Reed, the Baltimore Ravens all-pro safety, maintained that he couldn't remember specifically which Steelers made the remarks. But the message stuck.
"Those guys said, 'See you soon,' " Reed recalled while leaving the locker room after the 23-20 Steelers upset. "They're confident, man. But it's all respect. They're the Steelers."
It would be fitting for another meeting to occur in January, after each team won a three-point grudge match on their rival's turf within a 14-day span. After all, they had a rubber match in the playoffs twice within the past four years. Both times the Ravens were eliminated by the Steelers.
That's the underlying theme with the see-you-soon promise.
"I don't know, but it would not surprise me to see them again," Reed said, "because they put themselves in a good spot by winning against us."
The Steelers (7-5), with No. 3 quarterback Charlie Batch subbing for injured Ben Roethlisberger, showed much grit in snapping a two-game losing streak to maintain their hold on the AFC's final playoff spot.
Yet the most revealing takeaway from Sunday's outcome was what the Ravens (9-3) didn't accomplish as they had their league-best 15-game home winning streak extinguished by the last team to beat them here. In addition to failing to clinch a playoff berth, they blew the chance to inflict a major blow to the Steelers' hopes.
Fumbled a 10-point lead, too.
"It sucks to let this one go," summed up safety Bernard Pollard.
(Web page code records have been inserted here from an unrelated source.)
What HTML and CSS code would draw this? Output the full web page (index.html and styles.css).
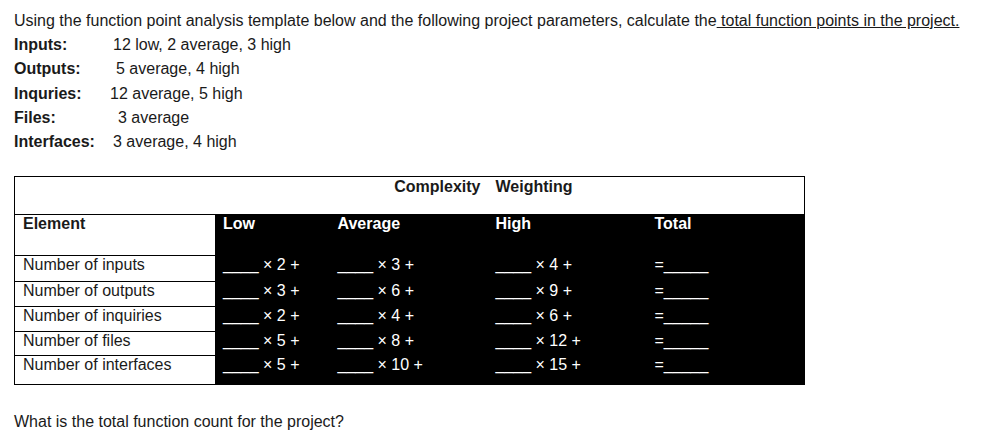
FILE: index.html
```html
<!DOCTYPE html>
<html>
<head>
<meta charset="utf-8">
<link rel="stylesheet" href="styles.css">
</head>
<body>
<div class="page">
  <p class="intro">Using the function point analysis template below and the following project parameters, calculate the<span class="ul"> total function points in the project.</span></p>
  <div class="params">
    <div class="prow"><b class="lbl">Inputs:</b><span class="val v-in">12 low, 2 average, 3 high</span></div>
    <div class="prow"><b class="lbl">Outputs:</b><span class="val v-out">5 average, 4 high</span></div>
    <div class="prow"><b class="lbl">Inquries:</b><span class="val v-inq">12 average, 5 high</span></div>
    <div class="prow"><b class="lbl">Files:</b><span class="val v-file">3 average</span></div>
    <div class="prow"><b class="lbl">Interfaces:</b><span class="val v-int">3 average, 4 high</span></div>
  </div>

  <table class="fp">
    <colgroup>
      <col class="c-el"><col class="c-low"><col class="c-avg"><col class="c-high"><col class="c-tot">
    </colgroup>
    <tr class="r-top">
      <th colspan="2"></th>
      <th class="cw-a">Complexity</th>
      <th class="cw-b">Weighting</th>
      <th></th>
    </tr>
    <tr class="r-head">
      <th class="el">Element</th>
      <th class="blk">Low</th>
      <th class="blk">Average</th>
      <th class="blk">High</th>
      <th class="blk">Total</th>
    </tr>
    <tr class="r1">
      <td class="el">Number of inputs</td>
      <td class="blk">____ × 2 +</td>
      <td class="blk">____ × 3 +</td>
      <td class="blk">____ × 4 +</td>
      <td class="blk">=_____</td>
    </tr>
    <tr class="r2">
      <td class="el">Number of outputs</td>
      <td class="blk">____ × 3 +</td>
      <td class="blk">____ × 6 +</td>
      <td class="blk">____ × 9 +</td>
      <td class="blk">=_____</td>
    </tr>
    <tr class="r3">
      <td class="el">Number of inquiries</td>
      <td class="blk">____ × 2 +</td>
      <td class="blk">____ × 4 +</td>
      <td class="blk">____ × 6 +</td>
      <td class="blk">=_____</td>
    </tr>
    <tr class="r4">
      <td class="el">Number of files</td>
      <td class="blk">____ × 5 +</td>
      <td class="blk">____ × 8 +</td>
      <td class="blk">____ × 12 +</td>
      <td class="blk">=_____</td>
    </tr>
    <tr class="r5">
      <td class="el">Number of interfaces</td>
      <td class="blk">____ × 5 +</td>
      <td class="blk">____ × 10 +</td>
      <td class="blk">____ × 15 +</td>
      <td class="blk">=_____</td>
    </tr>
  </table>

  <p class="question">What is the total function count for the project?</p>
</div>
</body>
</html>
```

FILE: styles.css
```css
html, body {
  margin: 0;
  padding: 0;
  background: #fff;
}
body {
  font-family: "Liberation Sans", Arial, sans-serif;
  font-size: 16px;
  color: #1a1a1a;
}
.page {
  padding: 9px 14px 0 14px;
}
.intro {
  margin: 0;
  line-height: 24px;
}
.ul {
  text-decoration: underline;
}
.params {
  display: flex;
  flex-direction: column;
}
.prow {
  display: flex;
  line-height: 24.25px;
}
.lbl {
  font-weight: bold;
  width: 96px;
  flex: none;
}
.v-in { margin-left: 3px; }
.v-out { margin-left: 6px; }
.v-inq { margin-left: 0; }
.v-file { margin-left: 8px; }
.v-int { margin-left: 3px; }

.fp {
  margin-top: 22px;
  border-collapse: collapse;
  table-layout: fixed;
  width: 790px;
  border: 1px solid #000;
  line-height: 18px;
}
.c-el { width: 201px; }
.c-low { width: 115px; }
.c-avg { width: 158px; }
.c-high { width: 159px; }
.c-tot { width: 157px; }

.fp th, .fp td {
  padding: 0 7px;
  vertical-align: top;
  text-align: left;
  white-space: nowrap;
}
.fp th {
  font-weight: bold;
}
.r-top th {
  height: 36px;
  padding-top: 1px;
  border-bottom: 1px solid #000;
}
.fp .cw-a {
  text-align: right;
  padding-right: 8px;
}
.r-head th {
  height: 40px;
}
.fp .el {
  padding-left: 8px;
  border-right: 1px solid #000;
  border-bottom: 1px solid #000;
  background: #fff;
  color: #1a1a1a;
}
.fp .blk {
  background: #000;
  color: #fff;
}
.r-head th.blk { color: #fff; }
.r1 td { height: 25px; }
.r2 td { height: 24px; }
.r3 td { height: 24px; }
.r4 td { height: 23px; }
.r5 td { height: 28px; }

.question {
  margin: 25px 0 0 0;
  line-height: 24px;
}
```
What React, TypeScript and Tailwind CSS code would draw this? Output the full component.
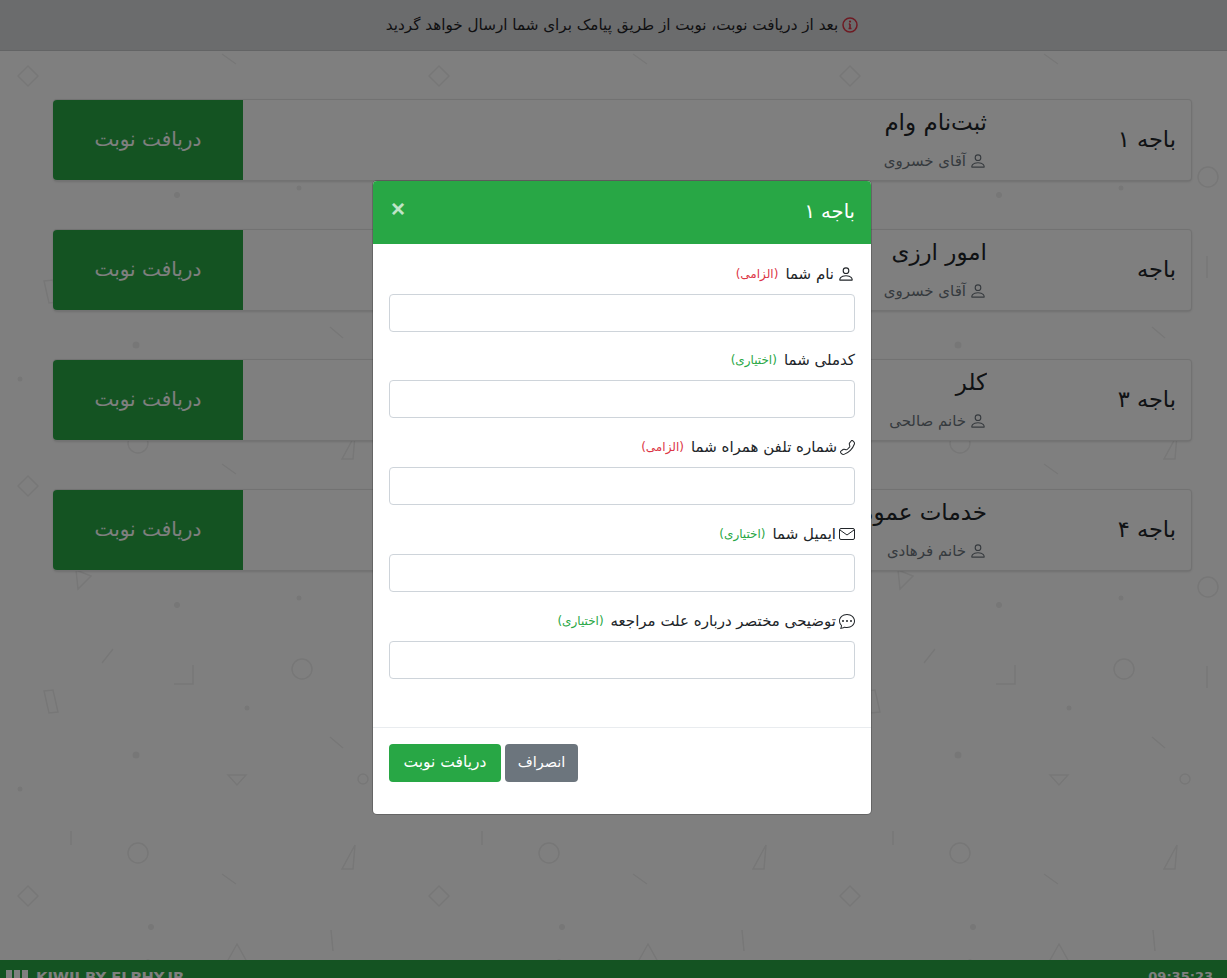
import React from 'react'
import { BsPerson, BsChatDots, BsTelephone } from 'react-icons/bs'

const counters = [
  { name: 'باجه ۱', title: 'ثبت‌نام وام', person: 'آقای خسروی' },
  { name: 'باجه', title: 'امور ارزی', person: 'آقای خسروی' },
  { name: 'باجه ۳', title: 'کلر', person: 'خانم صالحی' },
  { name: 'باجه ۴', title: 'خدمات عمومی', person: 'خانم فرهادی' },
]

const Doodles = () => (
  <svg className="absolute inset-0 h-full w-full" aria-hidden="true">
    <defs>
      <pattern id="doodle" width="411" height="410" patternUnits="userSpaceOnUse">
        <g fill="none" stroke="#eeeeee" strokeWidth="1.5">
          <path d="M28 66l10 10-10 10-10-10z" />
          <path d="M71 11v14" />
          <circle cx="138" cy="33" r="10" />
          <path d="M355 25l-13 24h11z" />
          <path d="M222 54l14 10" />
          <path d="M331 110l2 21" />
          <path d="M237 124l-10 18h20z" />
          <path d="M76 160l15 6-13 13z" />
          <circle cx="386" cy="177" r="10" />
          <path d="M102 253l11-14" />
          <path d="M193 255v19h-19" />
          <circle cx="302" cy="259" r="10" />
          <path d="M385 256v22" />
          <path d="M44 281l9-1 5 22-9 1z" />
          <path d="M330 327l13 11" />
          <path d="M228 365h18l-9 10z" />
          <circle cx="363" cy="369" r="5" />
        </g>
        <g fill="#eeeeee">
          <circle cx="151" cy="107" r="3" />
          <circle cx="177" cy="195" r="3" />
          <circle cx="299" cy="188" r="2.5" />
          <circle cx="247" cy="298" r="2.5" />
          <circle cx="136" cy="345" r="3.5" />
          <circle cx="20" cy="379" r="2.5" />
          <circle cx="148" cy="141" r="2" />
        </g>
      </pattern>
    </defs>
    <rect width="100%" height="100%" fill="url(#doodle)" />
  </svg>
)

const InfoIcon = () => (
  <svg viewBox="0 0 16 16" className="h-4 w-4 shrink-0 text-[#dc3545]" fill="none" stroke="currentColor">
    <circle cx="8" cy="8" r="7" strokeWidth="1.5" />
    <path d="M8 7v4.5M6.5 11.5h3M6.8 7H8" strokeWidth="1.6" />
    <circle cx="8" cy="4.6" r="1.1" fill="currentColor" stroke="none" />
  </svg>
)

const MailIcon = () => (
  <svg viewBox="0 0 16 16" className="h-4 w-4" fill="none" stroke="currentColor" strokeWidth="1">
    <rect x="0.5" y="2.5" width="15" height="11" rx="1.5" />
    <path d="M1 4l7 5 7-5" />
  </svg>
)

const Field = ({ label, icon, required, mb }: { label: string; icon?: React.ReactNode; required?: boolean; mb: string }) => (
  <div className={mb}>
    <label className="mb-[9px] flex h-[22px] items-center gap-[3px] text-[15px] leading-[22px] text-[#212529]">
      {icon}
      <span>{label}</span>
      <span className={`mr-1 text-[12px] ${required ? 'text-[#dc3545]' : 'text-[#28a745]'}`}>
        {required ? '(الزامی)' : '(اختیاری)'}
      </span>
    </label>
    <input className="block h-[38px] w-full rounded border border-[#ced4da] bg-white px-3" />
  </div>
)

export default function App() {
  return (
    <div
      dir="rtl"
      className="relative flex h-[978px] flex-col overflow-hidden bg-white font-['DejaVu_Sans',sans-serif]"
    >
      <Doodles />

      <div className="relative flex h-[51px] items-center justify-center gap-1 border-b border-[#c6c8ca] bg-[#d6d8db] pl-[17px] text-[15.2px] text-[#1f2225]">
        <InfoIcon />
        <span>بعد از دریافت نوبت، نوبت از طریق پیامک برای شما ارسال خواهد گردید</span>
      </div>

      <main className="relative flex flex-1 flex-col gap-[48px] pl-[53px] pr-[35px] pt-[48px]">
        {counters.map(c => (
          <div
            key={c.name + c.title}
            className="flex h-[82px] items-stretch rounded border border-black/10 bg-white shadow-sm"
          >
            <div className="flex w-[204px] shrink-0 items-center pr-[15px] text-[22.5px] text-[#212529]">{c.name}</div>
            <div className="flex flex-1 flex-col justify-center overflow-hidden pb-[3px]">
              <div className="text-[23px] leading-[32px] text-[#212529]">{c.title}</div>
              <div className="mt-[13px] flex h-[20px] items-center gap-[3px] text-[15px] text-[#6c757d]">
                <BsPerson className="h-[18px] w-[18px]" />
                <span>{c.person}</span>
              </div>
            </div>
            <button className="-ml-px w-[190px] shrink-0 rounded-l bg-[#28a745] pb-[3px] text-[20px] text-white">
              دریافت نوبت
            </button>
          </div>
        ))}
      </main>

      <footer
        dir="ltr"
        className="relative flex h-[18px] shrink-0 items-start justify-between bg-[#28a745] pl-[6px] pr-[14px] pt-[7px] text-[14.7px] font-bold leading-[20px] text-white"
      >
        <div className="flex items-start gap-2">
          <div className="mt-[3px] flex gap-[2px]">
            <span className="h-4 w-[6px] bg-white" />
            <span className="h-4 w-[6px] bg-white" />
            <span className="h-4 w-[6px] bg-white" />
          </div>
          <span>KIWII BY ELPHY.IR</span>
        </div>
        <span className="text-[13px]">09:35:23</span>
      </footer>

      <div className="absolute inset-0 bg-black/50" />

      <div className="absolute inset-0 flex items-start justify-center pl-[17px] pt-[181px]">
        <div className="w-[498px] overflow-hidden rounded bg-white ring-1 ring-black/20">
          <div className="flex h-[63px] items-start justify-between bg-[#28a745] px-4 pt-[17px] text-white">
            <h5 className="text-[19.5px] leading-[28px]">باجه ۱</h5>
            <button className="ml-[2px] mt-[-1px] font-['Liberation_Sans',sans-serif] text-[24px] font-bold leading-[24px] opacity-70">
              ×
            </button>
          </div>
          <div className="px-4 pb-[48px] pt-[19px]">
            <Field label="نام شما" icon={<BsPerson className="h-[18px] w-[18px]" />} required mb="mb-[17px]" />
            <Field label="کدملی شما" mb="mb-[18px]" />
            <Field
              label="شماره تلفن همراه شما"
              icon={<BsTelephone className="h-[15px] w-[15px] -scale-x-100" />}
              required
              mb="mb-[18px]"
            />
            <Field label="ایمیل شما" icon={<MailIcon />} mb="mb-[18px]" />
            <Field label="توضیحی مختصر درباره علت مراجعه" icon={<BsChatDots className="h-4 w-4" />} mb="" />
          </div>
          <div className="flex justify-end gap-1 border-t border-[#e9ecef] px-4 pb-[32px] pt-4">
            <button className="h-[38px] w-[73px] rounded bg-[#6c757d] text-[14.5px] font-medium text-white">انصراف</button>
            <button className="h-[38px] w-[112px] rounded bg-[#28a745] text-[15.5px] text-white">دریافت نوبت</button>
          </div>
        </div>
      </div>
    </div>
  )
}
Weeks from now, this could come back to haunt the Ravens - who would be hosting the Steelers in a first-round opener if the playoffs began today.
At the moment, though, the Ravens are troubled by themselves. A week after scratching out an overtime victory at San Diego that was stamped by Ray Rice's brilliance in converting a checkdown pass on fourth-and-29, Rice didn't have a single touch in the fourth quarter of Sunday's setback.
Shouldn't there be a Maryland law against that?
Sure, the Steelers controlled the clock in the final quarter and held onto the football for the last 6 minutes, 42 seconds to set up Shaun Suisham's 42-yard field goal as time expired. But on eight offensive snaps amid two full possessions and a portion of a third in the fourth quarter, Rice's number wasn't called once by offensive coordinator Cam Cameron.
"My touches go with the game flow," Rice said, diplomatically, afterward.
No, his touches can change the flow of a game.